The electronics cabinet on the right side of the machine upon which the monitor arm is hung. The big white box is a 100MHz Pentium PC (intel MARL motherboard, 32MB RAM, 1.6GB WD hard drive, ATI PCI video card, extra parallel port card, 10MBs PCI Ethernet card, and a 4 axis Servo To Go card). The rainbow ribbon cables connect the Servo To Go card to a junction board that I made from perfboard. The junction board has connectors that mate to the original encoder cables and some VN10KM FETs and resistors used to translate 24Volt logic to 5Volts for the home switches. This was a case of trying to preserve too much of the original wiring. In later machines I used standard 50 conductor ribbon to screw terminal adapters from Advantek, and sense the home switches directly with the Servo To Go card (the input pin is pulled up to the PC's 5 volts with 1K and the home switch closes to ground). The black cable coiled up at the middle right is Ethernet.

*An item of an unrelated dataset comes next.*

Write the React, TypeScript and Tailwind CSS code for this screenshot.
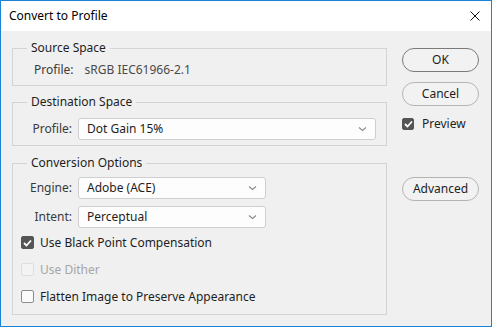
import React, { useState } from 'react';

const font = { fontFamily: '"Noto Sans", "Liberation Sans", sans-serif' };

const Chevron = () => (
  <svg width="9" height="6" viewBox="0 0 9 6" className="text-[#8a8a8a]">
    <path d="M1 1.5 L4.5 4.5 L8 1.5" fill="none" stroke="currentColor" strokeWidth="1.1" />
  </svg>
);

const Select = ({ value, width }: { value: string; width: string }) => (
  <div className={`${width} h-[22px] flex items-center justify-between pl-[8px] pr-[8px] bg-[#fdfdfd] border border-[#cfcfcf] rounded-[3px] text-[12px] text-[#1e1e1e]`}>
    <span>{value}</span>
    <Chevron />
  </div>
);

const Check = ({ checked, disabled, onClick, size = 13 }: { checked: boolean; disabled?: boolean; onClick?: () => void; size?: number }) => (
  <div
    onClick={disabled ? undefined : onClick}
    className={`shrink-0 rounded-[2px] flex items-center justify-center border ${
      checked
        ? 'bg-[#555555] border-[#555555]'
        : disabled
        ? 'bg-[#f3f3f3] border-[#dedede]'
        : 'bg-[#fbfbfb] border-[#8d8d8d]'
    }`}
    style={{ width: size, height: size }}
  >
    {checked && (
      <svg width="9" height="8" viewBox="0 0 9 8">
        <path d="M1 4 L3.5 6.5 L8 1.5" fill="none" stroke="white" strokeWidth="1.8" />
      </svg>
    )}
  </div>
);

const Group = ({ title, height, children }: { title: string; height: string; children: React.ReactNode }) => (
  <fieldset className={`${height} border border-[#d4d4d4] w-[375px]`}>
    <legend className="ml-[14px] px-[4px] text-[12px] leading-[16px] text-[#1e1e1e]">{title}</legend>
    {children}
  </fieldset>
);

const PillButton = ({ label, isDefault }: { label: string; isDefault?: boolean }) => (
  <button
    className={`w-[77px] h-[24px] rounded-full bg-[#f2f2f2] text-[12px] text-[#1e1e1e] border ${
      isDefault ? 'border-[#7a7a7a]' : 'border-[#b4b4b4]'
    }`}
  >
    {label}
  </button>
);

export default function App() {
  const [preview, setPreview] = useState(true);
  const [blackPoint, setBlackPoint] = useState(true);
  const [flatten, setFlatten] = useState(false);

  return (
    <div style={font} className="w-[492px] h-[327px] border border-[#1883d7] bg-[#f0f0f0] flex flex-col overflow-hidden">
      {/* Title bar */}
      <div className="h-[30px] bg-white flex items-center justify-between pl-[8px] pr-[11px]">
        <span className="text-[12px] text-black">Convert to Profile</span>
        <svg width="10" height="10" viewBox="0 0 10 10">
          <path d="M0.5 0.5 L9.5 9.5 M9.5 0.5 L0.5 9.5" stroke="#111" strokeWidth="1" />
        </svg>
      </div>

      <div className="flex pl-[11px] pt-[9px] gap-[15px]">
        {/* Left column */}
        <div className="flex flex-col">
          <Group title="Source Space" height="h-[46px]">
            <div className="flex items-center mt-[6px] pl-[21px] text-[12px] leading-[16px]">
              <span className="text-[#3a3a3a]">Profile:</span>
              <span className="ml-[11px] text-[#4a4a4a]">sRGB IEC61966-2.1</span>
            </div>
          </Group>

          <div className="h-[8px]" />

          <Group title="Destination Space" height="h-[52px]">
            <div className="flex items-center mt-[8px] text-[12px]">
              <span className="w-[59px] text-right text-[#3a3a3a]">Profile:</span>
              <div className="ml-[6px]">
                <Select value="Dot Gain 15%" width="w-[298px]" />
              </div>
            </div>
          </Group>

          <div className="h-[9px]" />

          <Group title="Conversion Options" height="h-[160px]">
            <div className="flex flex-col text-[12px]">
              <div className="flex items-center mt-[6px]">
                <span className="w-[59px] text-right text-[#3a3a3a]">Engine:</span>
                <div className="ml-[6px]">
                  <Select value="Adobe (ACE)" width="w-[188px]" />
                </div>
              </div>
              <div className="flex items-center mt-[7px]">
                <span className="w-[59px] text-right text-[#3a3a3a]">Intent:</span>
                <div className="ml-[6px]">
                  <Select value="Perceptual" width="w-[188px]" />
                </div>
              </div>

              <div className="flex flex-col pl-[8px] mt-[8px] gap-[14px]">
                <label className="flex items-center gap-[6px] h-[13px] text-[#1e1e1e]">
                  <Check checked={blackPoint} onClick={() => setBlackPoint(!blackPoint)} />
                  <span>Use Black Point Compensation</span>
                </label>
                <label className="flex items-center gap-[6px] h-[13px] text-[#a6a6a6]">
                  <Check checked={false} disabled />
                  <span>Use Dither</span>
                </label>
                <label className="flex items-center gap-[6px] h-[13px] text-[#1e1e1e]">
                  <Check checked={flatten} onClick={() => setFlatten(!flatten)} />
                  <span>Flatten Image to Preserve Appearance</span>
                </label>
              </div>
            </div>
          </Group>
        </div>

        {/* Right column */}
        <div className="flex flex-col pt-[8px]">
          <PillButton label="OK" isDefault />
          <div className="h-[10px]" />
          <PillButton label="Cancel" />
          <label className="flex items-center gap-[8px] mt-[10px] h-[16px] text-[12px] text-[#1e1e1e]">
            <Check checked={preview} onClick={() => setPreview(!preview)} size={12} />
            <span>Preview</span>
          </label>
          <div className="h-[45px]" />
          <PillButton label="Advanced" />
        </div>
      </div>
    </div>
  );
}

Here is a close up shot of the servo amps from Servo Dynamics. This is a rack with places for four amps and a power supply. What they do for DC power is rectify the 110 volt line and filter it with that big blue capacitor. The little board above the cap is a "snubber". As it was explained to me this dampens the inductive kick which emanates from a servo motor coming to an abrupt stop from a high speed. It was an option that the salesman said I needed, so I got it! You can see the adjustment pots and status lamps on the front edge of the three amps. In the bottom of the cabinet are (from right to left) the 110 volt to 24 volt power transformer, two of the motor relays, the blue 24 volt filter cap with a matching huge series filter inductor behind it, the bridge rectifier for the 24 volt supply, the third motor relay, and finally the estop relay on the right. The motor relays are very large pilot duty relays made by Sylvania that disconnect the servo motors (both poles) from their respective amps and short the motor poles together for maximun electronic braking effect during an estop. This (among many other requirements) is part of compliance with NFPA79 safety standards for machine tools. I don't know if the rest of what I did still complies with this standard, but this was a feature I liked a lot, so I kept it.